▶ _Data extract_
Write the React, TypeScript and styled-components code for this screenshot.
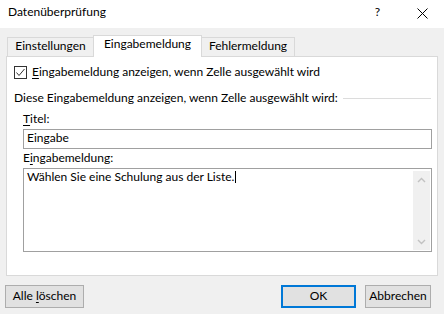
import styled, { createGlobalStyle } from "styled-components";

const GlobalStyle = createGlobalStyle`
  body {
    margin: 0;
    background: #f0f0f0;
    font-family: Lato, "Noto Sans", sans-serif;
    font-size: 12px;
    color: #000;
  }
`;

const Dialog = styled.div`
  width: 444px;
  height: 314px;
  display: flex;
  flex-direction: column;
  overflow: hidden;
  background: #f0f0f0;
  line-height: 16px;
`;

const TitleBar = styled.div`
  height: 28px;
  box-sizing: border-box;
  padding-top: 4px;
  background: #fff;
  display: flex;
  align-items: flex-start;
`;

const Title = styled.span`
  margin-left: 8px;
  flex: 1;
`;

const HelpMark = styled.span`
  margin-right: 37px;
`;

const CloseIcon = styled.svg`
  margin-top: 4px;
  margin-right: 16px;
`;

const TabStrip = styled.div`
  height: 21px;
  margin-top: 7px;
  padding-left: 7px;
  display: flex;
  align-items: flex-end;
`;

const Tab = styled.div<{ $width: number; $active?: boolean; $first?: boolean }>`
  box-sizing: border-box;
  width: ${({ $width }) => $width}px;
  height: ${({ $active }) => ($active ? 22 : 19)}px;
  margin-left: ${({ $first }) => ($first ? 0 : -1)}px;
  margin-bottom: ${({ $active }) => ($active ? -1 : 0)}px;
  border: 1px solid #d9d9d9;
  border-bottom: none;
  background: ${({ $active }) => ($active ? "#fff" : "#f0f0f0")};
  text-align: center;
  position: ${({ $active }) => ($active ? "relative" : "static")};
  z-index: ${({ $active }) => ($active ? 1 : "auto")};
`;

const Panel = styled.div`
  margin: 0 6px;
  height: 220px;
  box-sizing: border-box;
  border: 1px solid #d9d9d9;
  background: #fff;
  padding: 7px 6px 0 7px;
  display: flex;
  flex-direction: column;
`;

const CheckRow = styled.label`
  display: flex;
  align-items: center;
  gap: 5px;
  height: 16px;
`;

const CheckBox = styled.span`
  width: 13px;
  height: 13px;
  box-sizing: border-box;
  border: 1px solid #333;
  background: #fff;
  display: flex;
  align-items: center;
  justify-content: center;
`;

const Key = styled.span`
  text-decoration: underline;
  text-underline-offset: 2px;
`;

const GroupHeading = styled.div`
  margin-top: 10px;
  display: flex;
  align-items: center;
`;

const Rule = styled.div`
  flex: 1;
  height: 1px;
  margin-left: 5px;
  margin-top: 1px;
  background: #dcdcdc;
`;

const Fields = styled.div`
  margin-left: 9px;
  display: flex;
  flex-direction: column;
`;

const FieldLabel = styled.div<{ $gap: number }>`
  margin-top: ${({ $gap }) => $gap}px;
`;

const TextBox = styled.div`
  margin-top: 2px;
  width: 409px;
  height: 20px;
  box-sizing: border-box;
  border: 1px solid #a0a0a0;
  padding: 0 3px;
  background: #fff;
`;

const MessageBox = styled.div`
  margin-top: 2px;
  width: 409px;
  height: 84px;
  box-sizing: border-box;
  border: 1px solid #a0a0a0;
  background: #fff;
  display: flex;
`;

const MessageText = styled.div`
  flex: 1;
  padding: 0 3px;
`;

const Caret = styled.span`
  display: inline-block;
  width: 1px;
  height: 12px;
  margin-left: 1px;
  background: #000;
  vertical-align: -2px;
`;

const ScrollBar = styled.div`
  width: 17px;
  margin: 2px 1px 1px 0;
  background: #f0f0f0;
  display: flex;
  flex-direction: column;
  justify-content: space-between;
`;

const ArrowCell = styled.div`
  height: 17px;
  display: flex;
  align-items: center;
  justify-content: center;
`;

const Footer = styled.div`
  flex: 1;
  display: flex;
  align-items: flex-start;
  padding: 9px 13px 0 5px;
`;

const Button = styled.button<{ $width: number; $primary?: boolean; $push?: boolean; $gap?: number }>`
  width: ${({ $width }) => $width}px;
  height: 23px;
  box-sizing: border-box;
  margin-left: ${({ $push, $gap }) => ($push ? "auto" : `${$gap ?? 0}px`)};
  padding: 0 0 1px;
  border: ${({ $primary }) => ($primary ? "2px solid #0078d7" : "1px solid #adadad")};
  background: #e1e1e1;
  font: inherit;
  line-height: 16px;
  color: #000;
`;

const Chevron = ({ up }: { up?: boolean }) => (
  <svg width="9" height="6" viewBox="0 0 9 6">
    <polyline
      points={up ? "1,5 4.5,1.5 8,5" : "1,1 4.5,4.5 8,1"}
      fill="none"
      stroke="#c2c2c2"
      strokeWidth="1.4"
    />
  </svg>
);

function App() {
  return (
    <>
      <GlobalStyle />
      <Dialog>
        <TitleBar>
          <Title>Datenüberprüfung</Title>
          <HelpMark>?</HelpMark>
          <CloseIcon width="11" height="11" viewBox="0 0 11 11">
            <path d="M0.5 0.5 L10.5 10.5 M10.5 0.5 L0.5 10.5" stroke="#000" strokeWidth="1" />
          </CloseIcon>
        </TitleBar>

        <TabStrip>
          <Tab $width={87} $first>
            Einstellungen
          </Tab>
          <Tab $width={109} $active>
            Eingabemeldung
          </Tab>
          <Tab $width={94}>Fehlermeldung</Tab>
        </TabStrip>

        <Panel>
          <CheckRow>
            <CheckBox>
              <svg width="11" height="11" viewBox="0 0 11 11">
                <polyline points="1.5,5.5 4,8.5 9.5,2" fill="none" stroke="#333" strokeWidth="1" />
              </svg>
            </CheckBox>
            <span>
              <Key>E</Key>ingabemeldung anzeigen, wenn Zelle ausgewählt wird
            </span>
          </CheckRow>

          <GroupHeading>
            <span>Diese Eingabemeldung anzeigen, wenn Zelle ausgewählt wird:</span>
            <Rule />
          </GroupHeading>

          <Fields>
            <FieldLabel $gap={5}>
              <Key>T</Key>itel:
            </FieldLabel>
            <TextBox>Eingabe</TextBox>
            <FieldLabel $gap={1}>
              E<Key>i</Key>ngabemeldung:
            </FieldLabel>
            <MessageBox>
              <MessageText>
                Wählen Sie eine Schulung aus der Liste.
                <Caret />
              </MessageText>
              <ScrollBar>
                <ArrowCell>
                  <Chevron up />
                </ArrowCell>
                <ArrowCell>
                  <Chevron />
                </ArrowCell>
              </ScrollBar>
            </MessageBox>
          </Fields>
        </Panel>

        <Footer>
          <Button $width={79}>
            Alle <Key>l</Key>öschen
          </Button>
          <Button $width={75} $primary $push>
            OK
          </Button>
          <Button $width={66} $gap={9}>
            Abbrechen
          </Button>
        </Footer>
      </Dialog>
    </>
  );
}

export default App;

▶ _Task description_
Skip the images and write out the rest of the listing exactly.

▶ _Task solution_
Write the React, TypeScript and styled-components code for this screenshot.
import styled, { createGlobalStyle } from "styled-components";

const GlobalStyle = createGlobalStyle`
  body {
    margin: 0;
    background: #f0f0f0;
    font-family: Lato, "Noto Sans", sans-serif;
    font-size: 12px;
    color: #000;
  }
`;

const Dialog = styled.div`
  width: 444px;
  height: 314px;
  display: flex;
  flex-direction: column;
  overflow: hidden;
  background: #f0f0f0;
  line-height: 16px;
`;

const TitleBar = styled.div`
  height: 28px;
  box-sizing: border-box;
  padding-top: 4px;
  background: #fff;
  display: flex;
  align-items: flex-start;
`;

const Title = styled.span`
  margin-left: 8px;
  flex: 1;
`;

const HelpMark = styled.span`
  margin-right: 37px;
`;

const CloseIcon = styled.svg`
  margin-top: 4px;
  margin-right: 16px;
`;

const TabStrip = styled.div`
  height: 21px;
  margin-top: 7px;
  padding-left: 7px;
  display: flex;
  align-items: flex-end;
`;

const Tab = styled.div<{ $width: number; $active?: boolean; $first?: boolean }>`
  box-sizing: border-box;
  width: ${({ $width }) => $width}px;
  height: ${({ $active }) => ($active ? 22 : 19)}px;
  margin-left: ${({ $first }) => ($first ? 0 : -1)}px;
  margin-bottom: ${({ $active }) => ($active ? -1 : 0)}px;
  border: 1px solid #d9d9d9;
  border-bottom: none;
  background: ${({ $active }) => ($active ? "#fff" : "#f0f0f0")};
  text-align: center;
  position: ${({ $active }) => ($active ? "relative" : "static")};
  z-index: ${({ $active }) => ($active ? 1 : "auto")};
`;

const Panel = styled.div`
  margin: 0 6px;
  height: 220px;
  box-sizing: border-box;
  border: 1px solid #d9d9d9;
  background: #fff;
  padding: 7px 6px 0 7px;
  display: flex;
  flex-direction: column;
`;

const CheckRow = styled.label`
  display: flex;
  align-items: center;
  gap: 5px;
  height: 16px;
`;

const CheckBox = styled.span`
  width: 13px;
  height: 13px;
  box-sizing: border-box;
  border: 1px solid #333;
  background: #fff;
  display: flex;
  align-items: center;
  justify-content: center;
`;

const Key = styled.span`
  text-decoration: underline;
  text-underline-offset: 2px;
`;

const GroupHeading = styled.div`
  margin-top: 10px;
  display: flex;
  align-items: center;
`;

const Rule = styled.div`
  flex: 1;
  height: 1px;
  margin-left: 5px;
  margin-top: 1px;
  background: #dcdcdc;
`;

const Fields = styled.div`
  margin-left: 9px;
  display: flex;
  flex-direction: column;
`;

const FieldLabel = styled.div<{ $gap: number }>`
  margin-top: ${({ $gap }) => $gap}px;
`;

const TextBox = styled.div`
  margin-top: 2px;
  width: 409px;
  height: 20px;
  box-sizing: border-box;
  border: 1px solid #a0a0a0;
  padding: 0 3px;
  background: #fff;
`;

const MessageBox = styled.div`
  margin-top: 2px;
  width: 409px;
  height: 84px;
  box-sizing: border-box;
  border: 1px solid #a0a0a0;
  background: #fff;
  display: flex;
`;

const MessageText = styled.div`
  flex: 1;
  padding: 0 3px;
`;

const Caret = styled.span`
  display: inline-block;
  width: 1px;
  height: 12px;
  margin-left: 1px;
  background: #000;
  vertical-align: -2px;
`;

const ScrollBar = styled.div`
  width: 17px;
  margin: 2px 1px 1px 0;
  background: #f0f0f0;
  display: flex;
  flex-direction: column;
  justify-content: space-between;
`;

const ArrowCell = styled.div`
  height: 17px;
  display: flex;
  align-items: center;
  justify-content: center;
`;

const Footer = styled.div`
  flex: 1;
  display: flex;
  align-items: flex-start;
  padding: 9px 13px 0 5px;
`;

const Button = styled.button<{ $width: number; $primary?: boolean; $push?: boolean; $gap?: number }>`
  width: ${({ $width }) => $width}px;
  height: 23px;
  box-sizing: border-box;
  margin-left: ${({ $push, $gap }) => ($push ? "auto" : `${$gap ?? 0}px`)};
  padding: 0 0 1px;
  border: ${({ $primary }) => ($primary ? "2px solid #0078d7" : "1px solid #adadad")};
  background: #e1e1e1;
  font: inherit;
  line-height: 16px;
  color: #000;
`;

const Chevron = ({ up }: { up?: boolean }) => (
  <svg width="9" height="6" viewBox="0 0 9 6">
    <polyline
      points={up ? "1,5 4.5,1.5 8,5" : "1,1 4.5,4.5 8,1"}
      fill="none"
      stroke="#c2c2c2"
      strokeWidth="1.4"
    />
  </svg>
);

function App() {
  return (
    <>
      <GlobalStyle />
      <Dialog>
        <TitleBar>
          <Title>Datenüberprüfung</Title>
          <HelpMark>?</HelpMark>
          <CloseIcon width="11" height="11" viewBox="0 0 11 11">
            <path d="M0.5 0.5 L10.5 10.5 M10.5 0.5 L0.5 10.5" stroke="#000" strokeWidth="1" />
          </CloseIcon>
        </TitleBar>

        <TabStrip>
          <Tab $width={87} $first>
            Einstellungen
          </Tab>
          <Tab $width={109} $active>
            Eingabemeldung
          </Tab>
          <Tab $width={94}>Fehlermeldung</Tab>
        </TabStrip>

        <Panel>
          <CheckRow>
            <CheckBox>
              <svg width="11" height="11" viewBox="0 0 11 11">
                <polyline points="1.5,5.5 4,8.5 9.5,2" fill="none" stroke="#333" strokeWidth="1" />
              </svg>
            </CheckBox>
            <span>
              <Key>E</Key>ingabemeldung anzeigen, wenn Zelle ausgewählt wird
            </span>
          </CheckRow>

          <GroupHeading>
            <span>Diese Eingabemeldung anzeigen, wenn Zelle ausgewählt wird:</span>
            <Rule />
          </GroupHeading>

          <Fields>
            <FieldLabel $gap={5}>
              <Key>T</Key>itel:
            </FieldLabel>
            <TextBox>Eingabe</TextBox>
            <FieldLabel $gap={1}>
              E<Key>i</Key>ngabemeldung:
            </FieldLabel>
            <MessageBox>
              <MessageText>
                Wählen Sie eine Schulung aus der Liste.
                <Caret />
              </MessageText>
              <ScrollBar>
                <ArrowCell>
                  <Chevron up />
                </ArrowCell>
                <ArrowCell>
                  <Chevron />
                </ArrowCell>
              </ScrollBar>
            </MessageBox>
          </Fields>
        </Panel>

        <Footer>
          <Button $width={79}>
            Alle <Key>l</Key>öschen
          </Button>
          <Button $width={75} $primary $push>
            OK
          </Button>
          <Button $width={66} $gap={9}>
            Abbrechen
          </Button>
        </Footer>
      </Dialog>
    </>
  );
}

export default App;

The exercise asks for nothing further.